Pensions: six changes to watch out for in 2024
Keep an eye on what's happening next year in case it affects your savings
Savers often leave it too late when it comes to pensions, which can result in a big hole in their finances when they retire.
As Standard Life boss Andy Curran recently told City A.M., some 14m people were facing a hole in their finances when they settled down for retirement.
So it’s best to keep an eye on any changes that could affect the value of your investments.
“For investors of all ages, the benefits of pension saving are only going to become more important in the next year,” says Alice Guy, head of pensions and savings at Interactive Investor. “A rising tax burden makes pension tax relief even more valuable and gives an immediate boost to your pension wealth.”
With that in mind, here are six areas to watch when it comes to pensions next year.
1. State pensions
The state pension will rise by 8.5 per cent in April 2024, the second-biggest percentage rise in the past 30 years – although those who retired before 2016 are on a different system and will not see the same increase.
The increase is based on wage growth of the same amount, in line with the government’s “triple lock” on pensions – a government pledge to increase the state pension by the highest of earnings growth, inflation, or 2.5 per cent.

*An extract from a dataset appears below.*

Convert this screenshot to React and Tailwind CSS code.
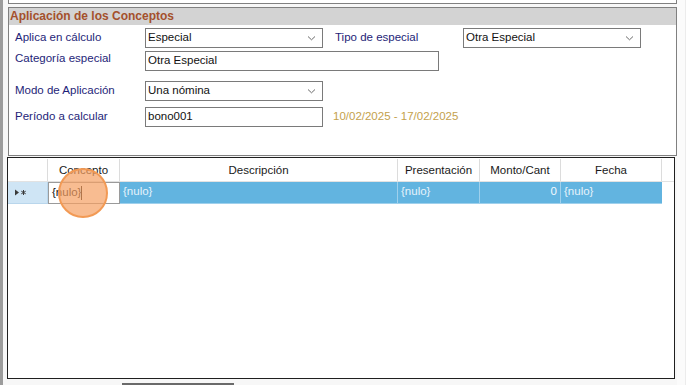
function Chevron() {
  return (
    <svg width="9" height="6" viewBox="0 0 9 6" fill="none" stroke="#6b6b6b" strokeWidth="1">
      <path d="M1 1.5 L4.5 4.8 L8 1.5" />
    </svg>
  );
}

function Combo({ value, width }) {
  return (
    <div
      className={`flex items-center justify-between h-[20px] border border-[#7a7a7a] bg-white pl-[2px] pr-[6px] ${width}`}
    >
      <span className="text-[11.5px] text-[#111]">{value}</span>
      <Chevron />
    </div>
  );
}

function TextBox({ value, width }) {
  return (
    <div className={`flex items-center h-[20px] border border-[#7a7a7a] bg-white pl-[2px] ${width}`}>
      <span className="text-[11.5px] text-[#111]">{value}</span>
    </div>
  );
}

function Label({ children, className = "" }) {
  return <div className={`text-[11.5px] text-[#1e1e78] ${className}`}>{children}</div>;
}

const columns = [
  { name: "Concepto", w: "w-[72px]" },
  { name: "Descripción", w: "w-[278px]" },
  { name: "Presentación", w: "w-[82px]" },
  { name: "Monto/Cant", w: "w-[81px]" },
  { name: "Fecha", w: "w-[101px]" },
];

export default function App() {
  return (
    <div
      className="relative flex w-[688px] h-[385px] overflow-hidden bg-[#fbfbfb]"
      style={{ fontFamily: '"Liberation Sans", Arial, sans-serif' }}
    >
      {/* window edge */}
      <div className="w-[3px] h-full bg-[#9c9c9c]" />

      <div className="flex flex-col pl-[4px] bg-[#f7f7f7]">
        {/* top panel (cut off) */}
        <div className="ml-[1px] w-[669px] h-[4px] border-x border-b border-[#808080] bg-white" />

        {/* group box */}
        <div className="mt-[3px] ml-[1px] w-[669px] h-[149px] border border-[#808080] bg-white flex flex-col">
          <div className="h-[17px] bg-[#d3d3d3] flex items-center pl-[1px]">
            <span className="text-[12px] font-bold text-[#a4502c]">Aplicación de los Conceptos</span>
          </div>

          <div className="flex flex-col pl-[6px] pt-[3px]">
            <div className="flex items-center">
              <Label className="w-[130px]">Aplica en cálculo</Label>
              <Combo value="Especial" width="w-[178px]" />
              <Label className="ml-[12px] w-[128px]">Tipo de especial</Label>
              <Combo value="Otra Especial" width="w-[178px]" />
            </div>

            <div className="flex items-start mt-[3px]">
              <Label className="w-[130px] mt-[-1px]">Categoría especial</Label>
              <TextBox value="Otra Especial" width="w-[294px]" />
            </div>

            <div className="flex items-center mt-[10px]">
              <Label className="w-[130px]">Modo de Aplicación</Label>
              <Combo value="Una nómina" width="w-[178px]" />
            </div>

            <div className="flex items-center mt-[6px]">
              <Label className="w-[130px]">Período a calcular</Label>
              <TextBox value="bono001" width="w-[178px]" />
              <span className="ml-[10px] text-[11.5px] text-[#c4a14c]">10/02/2025 - 17/02/2025</span>
            </div>
          </div>
        </div>

        {/* grid */}
        <div className="mt-[1px] w-[668px] h-[223px] border border-[#1f1f1f] bg-white pt-[1px]">
          <div className="flex h-[23px] border-b border-[#e2e2e2]">
            <div className="w-[40px] border-r border-[#dcdcdc]" />
            {columns.map((c) => (
              <div
                key={c.name}
                className={`${c.w} flex items-center justify-center pt-[2px] border-r border-[#dcdcdc] text-[11.5px] text-[#1a1a1a]`}
              >
                {c.name}
              </div>
            ))}
          </div>

          <div className="flex h-[22px]">
            <div className="w-[40px] bg-[#cfe5f5] border-r border-b border-[#b9d6ec] flex items-center pl-[7px]">
              <svg width="12" height="7" viewBox="0 0 12 7">
                <path d="M0 0.5 L4 3.5 L0 6.5 Z" fill="#3a3a3a" />
                <path d="M8.5 1 V6 M6.3 2.2 L10.7 4.8 M6.3 4.8 L10.7 2.2" stroke="#3a3a3a" strokeWidth="1" />
              </svg>
            </div>
            <div className="w-[72px] bg-white border border-[#9a9a9a] flex items-center pl-[3px]">
              <span className="text-[11.5px] text-[#111]">{"{nulo}"}</span>
              <span className="w-[1px] h-[14px] bg-[#111]" />
            </div>
            <div className="w-[278px] bg-[#62b4e0] border-r border-b border-[#9fd0ec] flex items-center pl-[3px] text-[11.5px] text-[#e6f3fb]">
              {"{nulo}"}
            </div>
            <div className="w-[82px] bg-[#62b4e0] border-r border-b border-[#9fd0ec] flex items-center pl-[3px] text-[11.5px] text-[#e6f3fb]">
              {"{nulo}"}
            </div>
            <div className="w-[81px] bg-[#62b4e0] border-r border-b border-[#9fd0ec] flex items-center justify-end pr-[3px] text-[11.5px] text-[#f4faff]">
              0
            </div>
            <div className="w-[101px] bg-[#62b4e0] border-b border-[#9fd0ec] flex items-center pl-[3px] text-[11.5px] text-[#e6f3fb]">
              {"{nulo}"}
            </div>
          </div>
        </div>

        {/* bottom strip (cut off) */}
        <div className="flex items-end h-[6px]">
          <div className="ml-[115px] w-[112px] h-[2px] bg-[#6a6a6a]" />
        </div>
      </div>

      {/* right margin */}
      <div className="flex-1 bg-white border-l border-[#ececec] ml-[8px]" />

      {/* click highlight */}
      <div className="absolute left-[58px] top-[168px] w-[50px] h-[50px] rounded-full bg-[#f5a063]/70 border-2 border-[#f29a55]" />
    </div>
  );
}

In 2016, the old pension – a basic rate plus various top-ups – was replaced by a flat-rate pension.
Aside from the rise, there are no big state pension changes expected next year; Guy suggests that big announcements are unlikely “this side of the election”.
2. Inflation
From a 41-year high of 11.1 per cent, inflation cooled to 6.7 per cent in the third quarter of 2023, the Office for Budget Responsibility (OBR) has said. The OBR predicts that inflation will hit the 2 per cent target in the second quarter of 2025.
High inflation will erode the value of your pension over time.
However, wages are now starting to rise above inflation – pay rose at a rate of 7.7 per cent between July and September this year, faster than inflation.
This makes pensions contributions more affordable as people have more spare cash to invest.
3. Tax
Tax allowances are shrinking, meaning that you won’t be able to keep as much of your income from selling assets or earning dividends.
This leads to fiscal drag: where taxpayers are “dragged” into paying more tax when the government increases taxable income on things like assets, without the basic tax rate being changed.
“This makes using your pension – or an ISA – to protect your money “even more important next year”, Guy said.
She added: “Acting before the end of the tax year in April to make use of this year’s allowances could potentially save a big tax bill down the line. You could sell your existing investments, keeping any gain under the threshold for tax, and use the proceeds to rebuy investments inside a pension or ISA.”
4. Mansion House reforms
In 2022, Jeremy Hunt announced plans to encourage workplace pension schemes to invest in smaller, unlisted companies.
“The hope is that over time, pension savers will see a slight improvement in investment performance as smaller companies tend to grow faster than established large companies,” Guy said.
The government has said that the reforms could increase pensions by over £1,000 a year for the average saver, although they will not take full effect until 2030.
5. Pots for life
Jeremy Hunt’s “pot for life” will allow savers to choose their own pension provider. Workers will be able to ask their current as well as future employers to pay into the scheme of their choice.
Guy warns that although this could take “years to happen in practice”, it might be a “game changer” for savers.
6. Lifetime allowances
Lifetime allowances – the total amount you can build up in all your pension savings without a tax charge – were abolished last year.
However, there will be a cap on the tax-free lump sum you are allowed to withdraw from your pension, of £268,275.
This may not be bad news for people with big pension pots. “If you have existing lifetime allowance protections then check with your provider, as you may be able to keep a higher tax-free allowance in some circumstances,” Guy said.